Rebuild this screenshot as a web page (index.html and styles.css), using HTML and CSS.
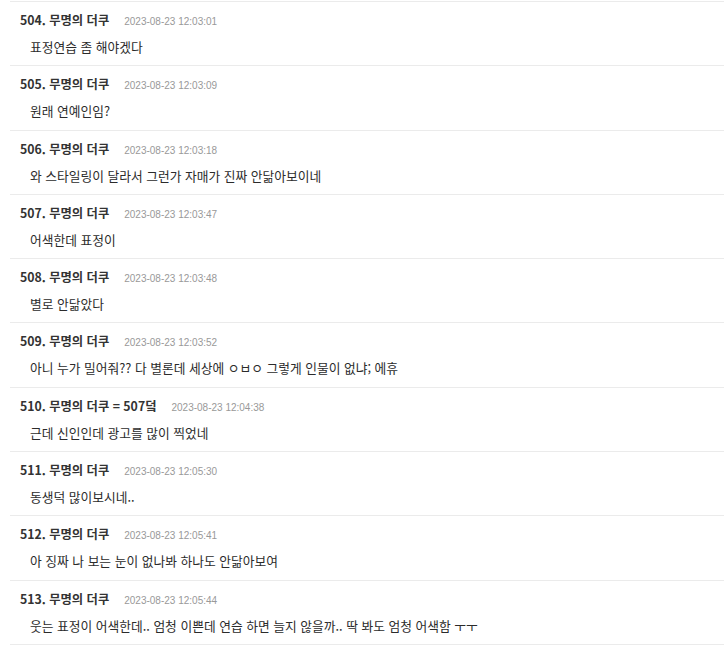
FILE: index.html
```html
<!DOCTYPE html>
<html lang="ko">
<head>
<meta charset="utf-8">
<link rel="stylesheet" href="styles.css">
</head>
<body>
<ul class="list">
  <li class="item"><div class="head"><span class="name">504. 무명의 더쿠</span><span class="date">2023-08-23 12:03:01</span></div><p class="text">표정연습 좀 해야겠다</p></li>
  <li class="item"><div class="head"><span class="name">505. 무명의 더쿠</span><span class="date">2023-08-23 12:03:09</span></div><p class="text">원래 연예인임?</p></li>
  <li class="item"><div class="head"><span class="name">506. 무명의 더쿠</span><span class="date">2023-08-23 12:03:18</span></div><p class="text">와 스타일링이 달라서 그런가 자매가 진짜 안닮아보이네</p></li>
  <li class="item"><div class="head"><span class="name">507. 무명의 더쿠</span><span class="date">2023-08-23 12:03:47</span></div><p class="text">어색한데 표정이</p></li>
  <li class="item"><div class="head"><span class="name">508. 무명의 더쿠</span><span class="date">2023-08-23 12:03:48</span></div><p class="text">별로 안닮았다</p></li>
  <li class="item"><div class="head"><span class="name">509. 무명의 더쿠</span><span class="date">2023-08-23 12:03:52</span></div><p class="text">아니 누가 밀어줘?? 다 별론데 세상에 ㅇㅂㅇ 그렇게 인물이 없냐; 에휴</p></li>
  <li class="item"><div class="head"><span class="name">510. 무명의 더쿠 = 507덬</span><span class="date">2023-08-23 12:04:38</span></div><p class="text">근데 신인인데 광고를 많이 찍었네</p></li>
  <li class="item"><div class="head"><span class="name">511. 무명의 더쿠</span><span class="date">2023-08-23 12:05:30</span></div><p class="text">동생덕 많이보시네..</p></li>
  <li class="item"><div class="head"><span class="name">512. 무명의 더쿠</span><span class="date">2023-08-23 12:05:41</span></div><p class="text">아 징짜 나 보는 눈이 없나봐 하나도 안닮아보여</p></li>
  <li class="item"><div class="head"><span class="name">513. 무명의 더쿠</span><span class="date">2023-08-23 12:05:44</span></div><p class="text">웃는 표정이 어색한데.. 엄청 이쁜데 연습 하면 늘지 않을까.. 딱 봐도 엄청 어색함 ㅜㅜ</p></li>
</ul>
</body>
</html>
```

FILE: styles.css
```css
html, body {
  margin: 0;
  padding: 0;
  background: #fff;
}
body {
  font-family: "Noto Sans CJK KR", "Noto Sans", sans-serif;
  color: #333;
}
.list {
  list-style: none;
  margin: 1px 0 0 10px;
  padding: 0;
  border-top: 1px solid #ebebeb;
}
.item {
  padding: 9px 0 9.3px 10px;
  border-bottom: 1px solid #ebebeb;
}
.head {
  display: flex;
  align-items: baseline;
  gap: 15px;
  height: 18px;
  line-height: 18px;
}
.name {
  font-size: 12.3px;
  font-weight: bold;
  color: #333;
}
.date {
  font-family: "Liberation Sans", Arial, sans-serif;
  font-size: 10px;
  color: #999;
}
.text {
  margin: 9px 0 0 10px;
  font-size: 12.75px;
  line-height: 18px;
  color: #2b2b2b;
}
```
....................
*Set task*
Write the material out again exactly as it appears, dropping the pictures.

*Completed task*
Rebuild this screenshot as a web page (index.html and styles.css), using HTML and CSS.
FILE: index.html
```html
<!DOCTYPE html>
<html lang="ko">
<head>
<meta charset="utf-8">
<link rel="stylesheet" href="styles.css">
</head>
<body>
<ul class="list">
  <li class="item"><div class="head"><span class="name">504. 무명의 더쿠</span><span class="date">2023-08-23 12:03:01</span></div><p class="text">표정연습 좀 해야겠다</p></li>
  <li class="item"><div class="head"><span class="name">505. 무명의 더쿠</span><span class="date">2023-08-23 12:03:09</span></div><p class="text">원래 연예인임?</p></li>
  <li class="item"><div class="head"><span class="name">506. 무명의 더쿠</span><span class="date">2023-08-23 12:03:18</span></div><p class="text">와 스타일링이 달라서 그런가 자매가 진짜 안닮아보이네</p></li>
  <li class="item"><div class="head"><span class="name">507. 무명의 더쿠</span><span class="date">2023-08-23 12:03:47</span></div><p class="text">어색한데 표정이</p></li>
  <li class="item"><div class="head"><span class="name">508. 무명의 더쿠</span><span class="date">2023-08-23 12:03:48</span></div><p class="text">별로 안닮았다</p></li>
  <li class="item"><div class="head"><span class="name">509. 무명의 더쿠</span><span class="date">2023-08-23 12:03:52</span></div><p class="text">아니 누가 밀어줘?? 다 별론데 세상에 ㅇㅂㅇ 그렇게 인물이 없냐; 에휴</p></li>
  <li class="item"><div class="head"><span class="name">510. 무명의 더쿠 = 507덬</span><span class="date">2023-08-23 12:04:38</span></div><p class="text">근데 신인인데 광고를 많이 찍었네</p></li>
  <li class="item"><div class="head"><span class="name">511. 무명의 더쿠</span><span class="date">2023-08-23 12:05:30</span></div><p class="text">동생덕 많이보시네..</p></li>
  <li class="item"><div class="head"><span class="name">512. 무명의 더쿠</span><span class="date">2023-08-23 12:05:41</span></div><p class="text">아 징짜 나 보는 눈이 없나봐 하나도 안닮아보여</p></li>
  <li class="item"><div class="head"><span class="name">513. 무명의 더쿠</span><span class="date">2023-08-23 12:05:44</span></div><p class="text">웃는 표정이 어색한데.. 엄청 이쁜데 연습 하면 늘지 않을까.. 딱 봐도 엄청 어색함 ㅜㅜ</p></li>
</ul>
</body>
</html>
```

FILE: styles.css
```css
html, body {
  margin: 0;
  padding: 0;
  background: #fff;
}
body {
  font-family: "Noto Sans CJK KR", "Noto Sans", sans-serif;
  color: #333;
}
.list {
  list-style: none;
  margin: 1px 0 0 10px;
  padding: 0;
  border-top: 1px solid #ebebeb;
}
.item {
  padding: 9px 0 9.3px 10px;
  border-bottom: 1px solid #ebebeb;
}
.head {
  display: flex;
  align-items: baseline;
  gap: 15px;
  height: 18px;
  line-height: 18px;
}
.name {
  font-size: 12.3px;
  font-weight: bold;
  color: #333;
}
.date {
  font-family: "Liberation Sans", Arial, sans-serif;
  font-size: 10px;
  color: #999;
}
.text {
  margin: 9px 0 0 10px;
  font-size: 12.75px;
  line-height: 18px;
  color: #2b2b2b;
}
```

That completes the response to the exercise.